All the data must come back unchanged, except that pictures are left out.

- **Dataset extract**

* BEGIN *

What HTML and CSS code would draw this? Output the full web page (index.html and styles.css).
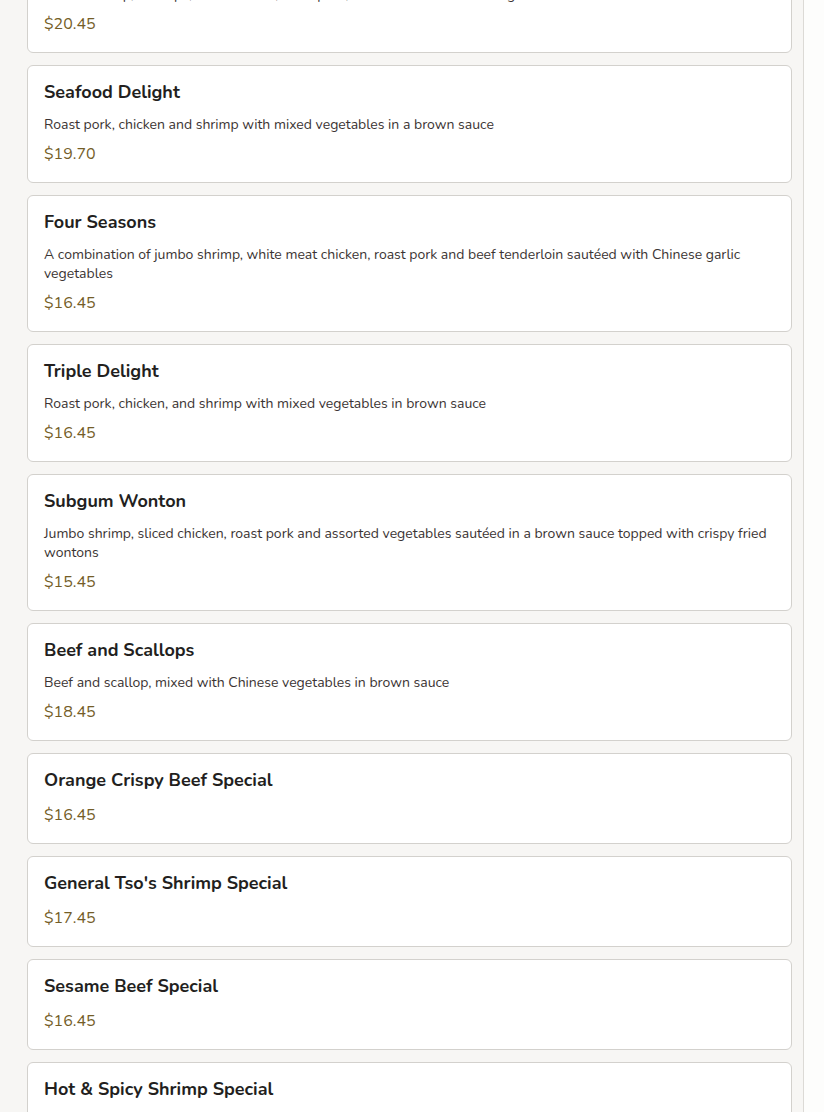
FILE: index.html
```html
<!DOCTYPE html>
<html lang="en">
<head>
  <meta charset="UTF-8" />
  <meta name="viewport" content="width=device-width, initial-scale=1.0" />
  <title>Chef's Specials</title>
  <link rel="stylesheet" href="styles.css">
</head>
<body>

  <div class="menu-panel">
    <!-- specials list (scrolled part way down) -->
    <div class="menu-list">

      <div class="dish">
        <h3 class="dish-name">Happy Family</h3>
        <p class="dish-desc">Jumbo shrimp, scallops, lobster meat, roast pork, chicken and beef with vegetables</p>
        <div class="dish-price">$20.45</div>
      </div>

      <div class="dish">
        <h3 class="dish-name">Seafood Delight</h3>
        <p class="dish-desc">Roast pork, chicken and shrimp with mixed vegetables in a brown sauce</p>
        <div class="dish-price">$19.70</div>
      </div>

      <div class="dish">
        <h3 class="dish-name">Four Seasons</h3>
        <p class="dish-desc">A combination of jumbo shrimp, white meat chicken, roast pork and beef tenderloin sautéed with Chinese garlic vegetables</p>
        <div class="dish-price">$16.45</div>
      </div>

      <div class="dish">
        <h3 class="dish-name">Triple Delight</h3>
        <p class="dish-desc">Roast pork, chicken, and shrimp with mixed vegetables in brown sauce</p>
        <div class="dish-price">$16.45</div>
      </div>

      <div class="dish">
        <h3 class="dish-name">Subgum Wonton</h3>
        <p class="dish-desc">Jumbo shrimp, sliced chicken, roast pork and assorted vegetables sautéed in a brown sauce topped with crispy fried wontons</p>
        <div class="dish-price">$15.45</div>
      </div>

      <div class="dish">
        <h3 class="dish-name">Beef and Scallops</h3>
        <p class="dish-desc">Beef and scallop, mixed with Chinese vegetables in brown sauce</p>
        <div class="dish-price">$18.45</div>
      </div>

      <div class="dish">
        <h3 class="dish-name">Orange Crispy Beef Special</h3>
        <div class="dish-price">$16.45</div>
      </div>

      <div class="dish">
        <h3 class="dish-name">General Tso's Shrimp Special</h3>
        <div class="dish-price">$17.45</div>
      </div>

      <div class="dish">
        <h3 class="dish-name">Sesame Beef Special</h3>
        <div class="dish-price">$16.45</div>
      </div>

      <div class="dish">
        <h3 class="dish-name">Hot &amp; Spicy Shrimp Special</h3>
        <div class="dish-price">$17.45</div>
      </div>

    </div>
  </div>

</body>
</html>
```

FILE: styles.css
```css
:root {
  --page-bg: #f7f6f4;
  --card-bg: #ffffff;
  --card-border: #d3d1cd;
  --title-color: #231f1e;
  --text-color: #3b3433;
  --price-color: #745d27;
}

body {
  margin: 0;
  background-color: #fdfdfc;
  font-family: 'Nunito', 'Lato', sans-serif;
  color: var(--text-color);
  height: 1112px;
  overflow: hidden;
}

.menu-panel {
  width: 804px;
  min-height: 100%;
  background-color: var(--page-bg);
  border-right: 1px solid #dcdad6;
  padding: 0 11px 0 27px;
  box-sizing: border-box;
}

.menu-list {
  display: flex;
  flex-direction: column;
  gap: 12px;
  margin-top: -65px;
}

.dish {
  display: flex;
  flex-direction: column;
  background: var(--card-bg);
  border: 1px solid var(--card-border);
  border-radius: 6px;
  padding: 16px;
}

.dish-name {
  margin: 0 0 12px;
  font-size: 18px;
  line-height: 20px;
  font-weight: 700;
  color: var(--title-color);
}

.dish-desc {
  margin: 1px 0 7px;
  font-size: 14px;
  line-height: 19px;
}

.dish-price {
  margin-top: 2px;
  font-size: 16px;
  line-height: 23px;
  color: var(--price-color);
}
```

* END *

- **Exercise answer**
What HTML and CSS code would draw this? Output the full web page (index.html and styles.css).
FILE: index.html
```html
<!DOCTYPE html>
<html lang="en">
<head>
  <meta charset="UTF-8" />
  <meta name="viewport" content="width=device-width, initial-scale=1.0" />
  <title>Chef's Specials</title>
  <link rel="stylesheet" href="styles.css">
</head>
<body>

  <div class="menu-panel">
    <!-- specials list (scrolled part way down) -->
    <div class="menu-list">

      <div class="dish">
        <h3 class="dish-name">Happy Family</h3>
        <p class="dish-desc">Jumbo shrimp, scallops, lobster meat, roast pork, chicken and beef with vegetables</p>
        <div class="dish-price">$20.45</div>
      </div>

      <div class="dish">
        <h3 class="dish-name">Seafood Delight</h3>
        <p class="dish-desc">Roast pork, chicken and shrimp with mixed vegetables in a brown sauce</p>
        <div class="dish-price">$19.70</div>
      </div>

      <div class="dish">
        <h3 class="dish-name">Four Seasons</h3>
        <p class="dish-desc">A combination of jumbo shrimp, white meat chicken, roast pork and beef tenderloin sautéed with Chinese garlic vegetables</p>
        <div class="dish-price">$16.45</div>
      </div>

      <div class="dish">
        <h3 class="dish-name">Triple Delight</h3>
        <p class="dish-desc">Roast pork, chicken, and shrimp with mixed vegetables in brown sauce</p>
        <div class="dish-price">$16.45</div>
      </div>

      <div class="dish">
        <h3 class="dish-name">Subgum Wonton</h3>
        <p class="dish-desc">Jumbo shrimp, sliced chicken, roast pork and assorted vegetables sautéed in a brown sauce topped with crispy fried wontons</p>
        <div class="dish-price">$15.45</div>
      </div>

      <div class="dish">
        <h3 class="dish-name">Beef and Scallops</h3>
        <p class="dish-desc">Beef and scallop, mixed with Chinese vegetables in brown sauce</p>
        <div class="dish-price">$18.45</div>
      </div>

      <div class="dish">
        <h3 class="dish-name">Orange Crispy Beef Special</h3>
        <div class="dish-price">$16.45</div>
      </div>

      <div class="dish">
        <h3 class="dish-name">General Tso's Shrimp Special</h3>
        <div class="dish-price">$17.45</div>
      </div>

      <div class="dish">
        <h3 class="dish-name">Sesame Beef Special</h3>
        <div class="dish-price">$16.45</div>
      </div>

      <div class="dish">
        <h3 class="dish-name">Hot &amp; Spicy Shrimp Special</h3>
        <div class="dish-price">$17.45</div>
      </div>

    </div>
  </div>

</body>
</html>
```

FILE: styles.css
```css
:root {
  --page-bg: #f7f6f4;
  --card-bg: #ffffff;
  --card-border: #d3d1cd;
  --title-color: #231f1e;
  --text-color: #3b3433;
  --price-color: #745d27;
}

body {
  margin: 0;
  background-color: #fdfdfc;
  font-family: 'Nunito', 'Lato', sans-serif;
  color: var(--text-color);
  height: 1112px;
  overflow: hidden;
}

.menu-panel {
  width: 804px;
  min-height: 100%;
  background-color: var(--page-bg);
  border-right: 1px solid #dcdad6;
  padding: 0 11px 0 27px;
  box-sizing: border-box;
}

.menu-list {
  display: flex;
  flex-direction: column;
  gap: 12px;
  margin-top: -65px;
}

.dish {
  display: flex;
  flex-direction: column;
  background: var(--card-bg);
  border: 1px solid var(--card-border);
  border-radius: 6px;
  padding: 16px;
}

.dish-name {
  margin: 0 0 12px;
  font-size: 18px;
  line-height: 20px;
  font-weight: 700;
  color: var(--title-color);
}

.dish-desc {
  margin: 1px 0 7px;
  font-size: 14px;
  line-height: 19px;
}

.dish-price {
  margin-top: 2px;
  font-size: 16px;
  line-height: 23px;
  color: var(--price-color);
}
```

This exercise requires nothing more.